We find that Mrs. Hilburn’s knowledge of the existence of the 3008 + feet of 24" drainage pipe in the ground without protest from 1974 to the filing of the present suit in January of 1978 falls within the quoted exception in Lake, Inc., supra. Mrs. Hil-burn testified she thought the Canes had put the drain in and had no objection to it until erosion took place along and at the southern end of the pipe. She admitted she did not call upon the Canes to correct the problem.

Although the St. Julien doctrine seems to have been applied to more cases involving railroad rights of way, it was not limited to such. It was based upon “occupancy and use of the property by a public utility, with the knowledge, consent or acquiescence of the landowner” and not upon the lapse of any specific prescriptive period. The cases were founded upon the “combined presumed consent of the owner of the land and the public interest.” (Gumbel v. New Orleans Term. Co., 186 La. 882, 173 So. 518).

The owner of the land is presumed to have yielded, without an expropriation suit having been brought against him, what an expropriation suit would have compelled him to yield.” Gumbel, supra.

In the present case the City of Bossier City had the right of expropriation for this drainage servitude.

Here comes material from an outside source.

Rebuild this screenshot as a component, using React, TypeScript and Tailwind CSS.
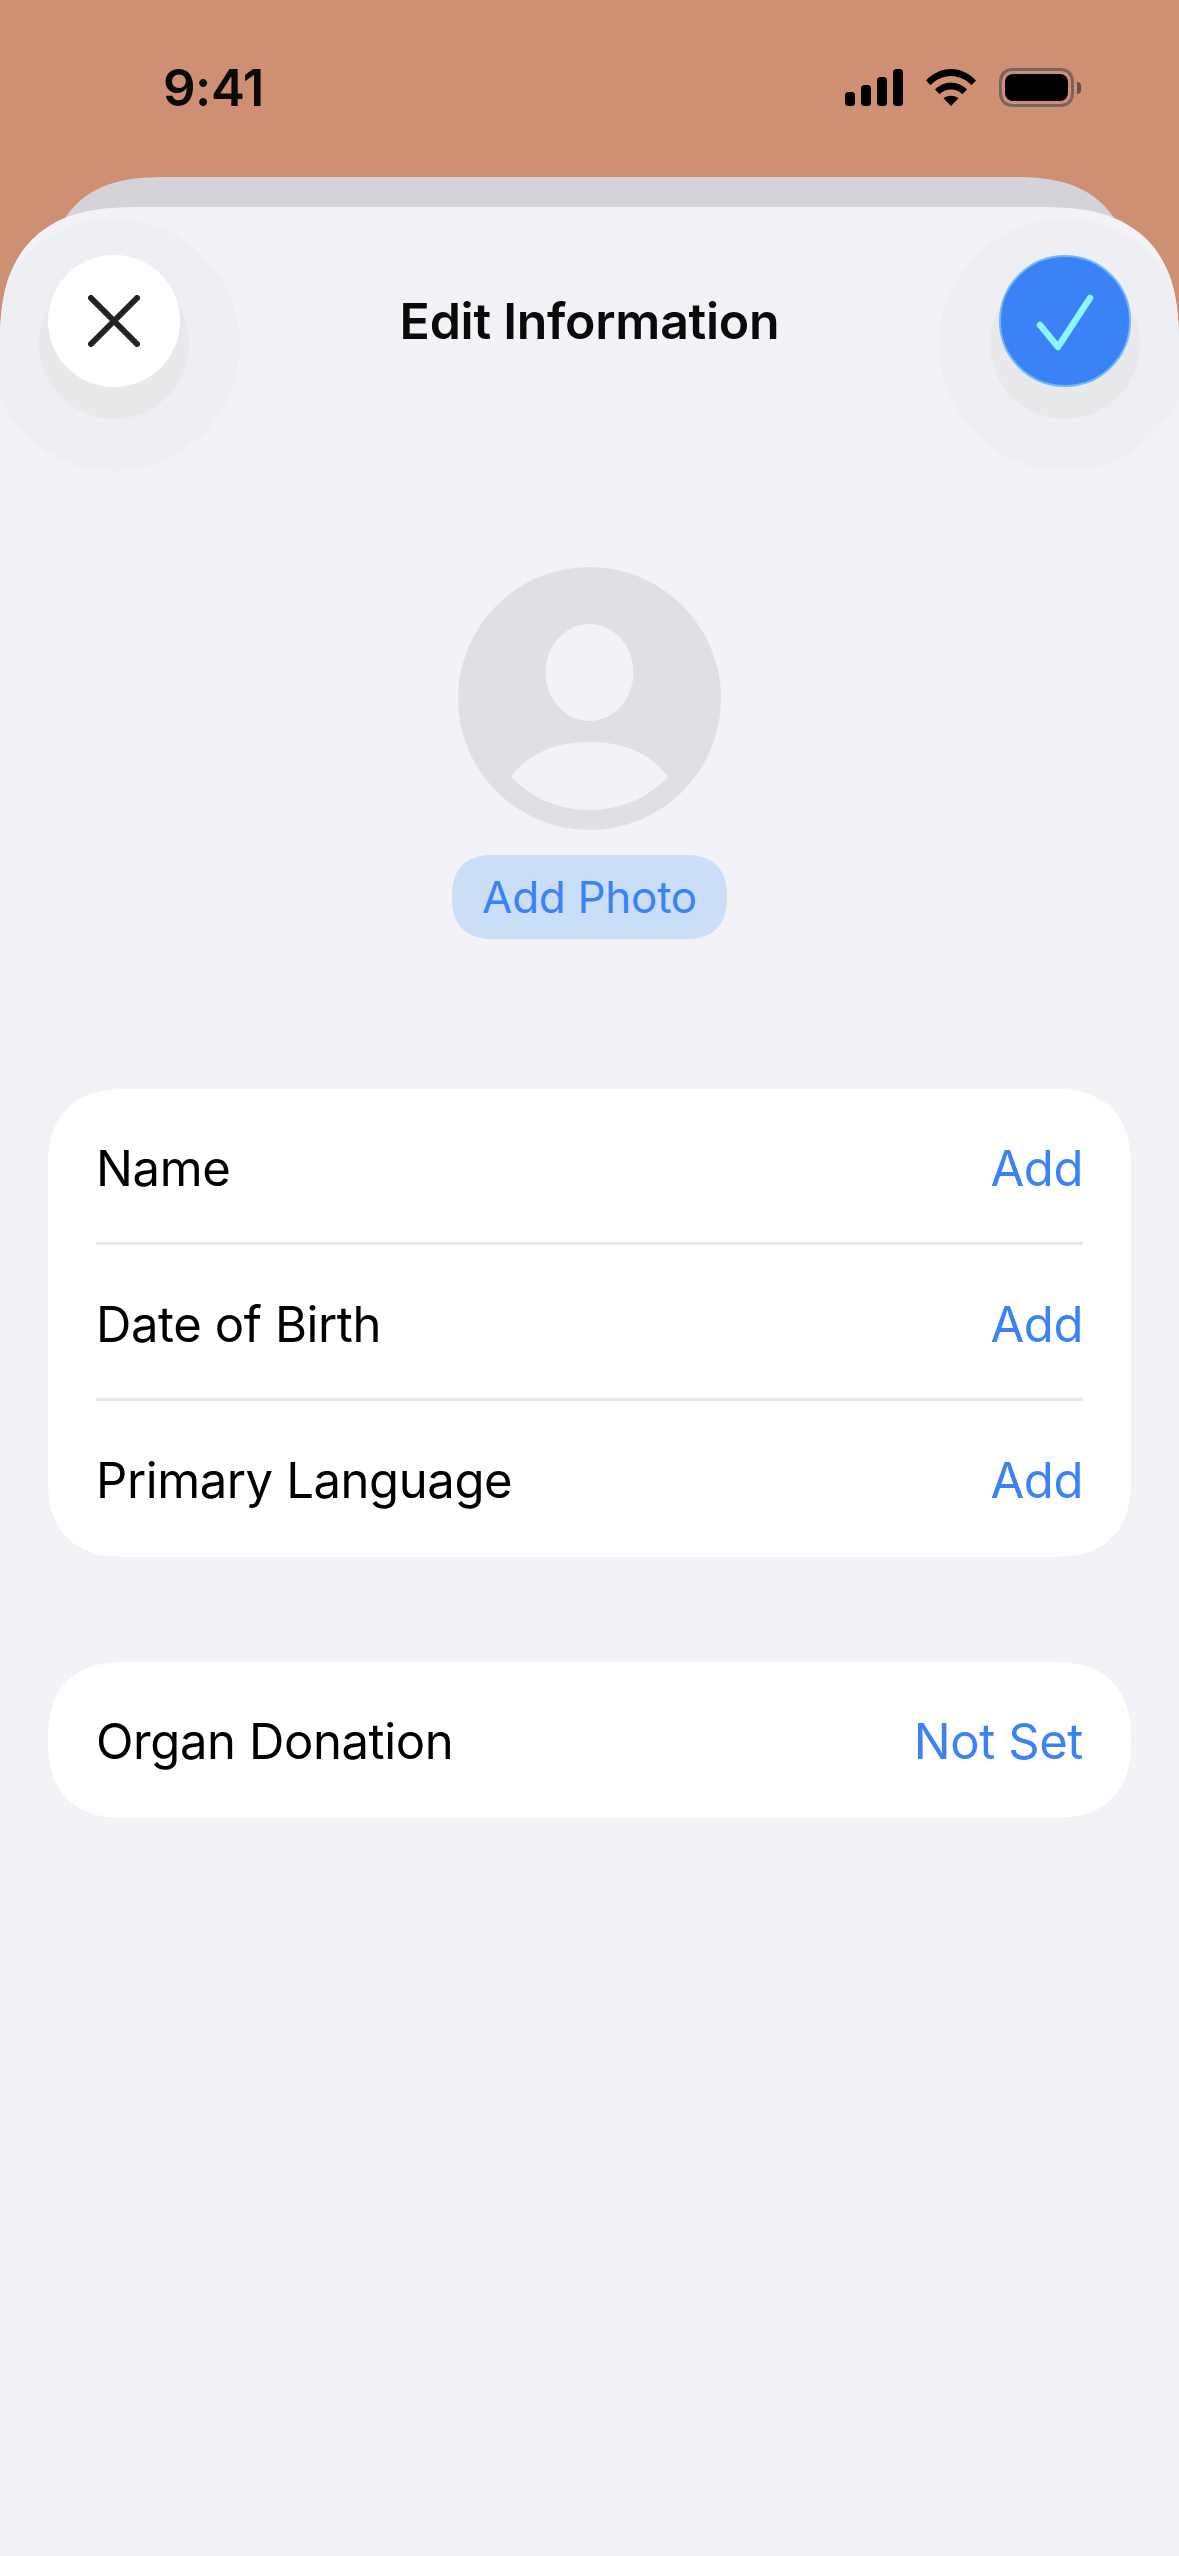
const font = { fontFamily: "Inter, 'Liberation Sans', sans-serif" };

function Signal() {
  return (
    <svg width="58" height="37" viewBox="0 0 58 37" fill="black">
      <rect x="0" y="23" width="10" height="14" rx="3.5" />
      <rect x="16" y="16" width="10" height="21" rx="3.5" />
      <rect x="32" y="8" width="10" height="29" rx="3.5" />
      <rect x="48" y="0" width="10" height="37" rx="3.5" />
    </svg>
  );
}

function Wifi() {
  return (
    <svg width="50" height="37" viewBox="0 0 50 37" fill="black">
      <path d="M0 11.5 C6.5 4.5 15.5 0 25 0 C34.5 0 43.5 4.5 50 11.5 L45.5 16.2 C40 10.5 33 7 25 7 C17 7 10 10.5 4.5 16.2 Z" />
      <path d="M9 20.5 C13 16.5 19 13.5 25 13.5 C31 13.5 37 16.5 41 20.5 L36.4 25.2 C33.5 22.4 29.5 20.5 25 20.5 C20.5 20.5 16.5 22.4 13.6 25.2 Z" />
      <path d="M17.5 29.3 C19.5 27.6 22 26.7 25 26.7 C28 26.7 30.5 27.6 32.5 29.3 L25 37 Z" />
    </svg>
  );
}

function Battery() {
  return (
    <div className="flex items-center">
      <div className="w-[75px] h-[39px] rounded-[13px] border-[3px] border-[#75665f] p-[3px]">
        <div className="w-full h-full rounded-[8px] bg-black"></div>
      </div>
      <div className="w-[4px] h-[12px] ml-[3px] rounded-r-[4px] bg-[#5f534d]"></div>
    </div>
  );
}

function Avatar() {
  return (
    <svg width="263" height="263" viewBox="0 0 263 263">
      <circle cx="131.5" cy="131.5" r="131.5" fill="#dfdfe5" />
      <ellipse cx="131.5" cy="105.5" rx="44" ry="48.5" fill="#f2f2f7" />
      <path d="M53 210 C70 186 98 175 131.5 175 C165 175 193 186 210 210 C190 231 162 243 131.5 243 C101 243 73 231 53 210 Z" fill="#f2f2f7" />
    </svg>
  );
}

function Row({ label, value, divider }: { label: string; value: string; divider?: boolean }) {
  return (
    <div className="flex flex-col">
      <div className="flex items-center justify-between h-[156px] pt-[3px] text-[49px] tracking-[-0.4px]">
        <span className="text-black">{label}</span>
        <span className="text-[#3b82f6]">{value}</span>
      </div>
      {divider && <div className="h-[3px] -mt-[3px] bg-[#e9e9ec]"></div>}
    </div>
  );
}

export default function App() {
  return (
    <div className="flex flex-col w-[1179px] h-[2556px] bg-[#cf8f73] overflow-hidden" style={font}>
      <div className="flex items-center justify-between h-[177px] shrink-0 pb-[2px] pl-[163px] pr-[98px]">
        <span className="text-[51px] font-semibold text-[#0a0a0a] leading-none tracking-[-0.5px]">9:41</span>
        <div className="flex items-center gap-[23px]">
          <Signal />
          <Wifi />
          <Battery />
        </div>
      </div>
      <div className="mx-[48px] h-[120px] shrink-0 bg-[#d4d3d9] rounded-t-[130px] [corner-shape:superellipse(1.4)]"></div>
      <div className="flex flex-col flex-1 -mt-[90px] bg-[#f2f2f7] rounded-t-[140px] [corner-shape:superellipse(1.4)] overflow-hidden">
        <div className="flex items-center justify-between pt-[48px] px-[48px]">
          <button className="flex items-center justify-center w-[132px] h-[132px] rounded-full bg-white shadow-[0_23px_0_9px_#e9e9ec,0_24px_0_60px_#eeeff3]">
            <svg width="52" height="52" viewBox="0 0 52 52" fill="none" stroke="#222222" strokeWidth="6" strokeLinecap="round">
              <path d="M3 3 L49 49 M49 3 L3 49" />
            </svg>
          </button>
          <h1 className="text-[50px] font-semibold text-[#0a0a0a] tracking-[-0.25px]">Edit Information</h1>
          <button className="flex items-center justify-center w-[132px] h-[132px] rounded-full bg-[#3b82f6] border-[2px] border-[#6cb8f8] shadow-[0_23px_0_9px_#e9e9ec,0_24px_0_60px_#eeeff3]">
            <svg width="60" height="60" viewBox="0 0 60 60" fill="none" stroke="#8cf6ff" strokeWidth="6.5" strokeLinecap="round" strokeLinejoin="round">
              <path d="M5 34 L23 56 L55 7" />
            </svg>
          </button>
        </div>

        <div className="flex flex-col items-center mt-[180px] gap-[25px]">
          <Avatar />
          <button className="flex items-center justify-center w-[275px] h-[84px] rounded-[42px] [corner-shape:superellipse(1.3)] bg-[#cbdef7] text-[#3b82f6] text-[44px] tracking-[-0.3px]">
            Add Photo
          </button>
        </div>

        <div className="mx-[48px] mt-[150px] px-[48px] bg-white rounded-[78px] [corner-shape:superellipse(1.3)]">
          <Row label="Name" value="Add" divider />
          <Row label="Date of Birth" value="Add" divider />
          <Row label="Primary Language" value="Add" />
        </div>

        <div className="mx-[48px] mt-[105px] px-[48px] bg-white rounded-[78px] [corner-shape:superellipse(1.3)]">
          <Row label="Organ Donation" value="Not Set" />
        </div>
      </div>
    </div>
  );
}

Louisiana Revised Statutes 33:401A(20) and 33:4621.

Even though the landowner is not permitted to reclaim his land under St. Ju-lien, he is permitted to claim compensation for the taking.

Therefore, we affirm the judgment of the trial court at appellants’ cost, reserving to Mrs. Hilburn her right to seek compensa*499tion for the taking and to both appellants any other rights to damages they may have arising out of the city’s use of the servitude, including erosion along or at the end of the drainage pipe laid in the servitude. The damages alleged alternatively in the original petition were shown by the record to have been in the nature of costs to remove the pipe and restore the plaintiffs’ land to its former condition rather than to compensate plaintiffs for any damages they might be due on account of erosion.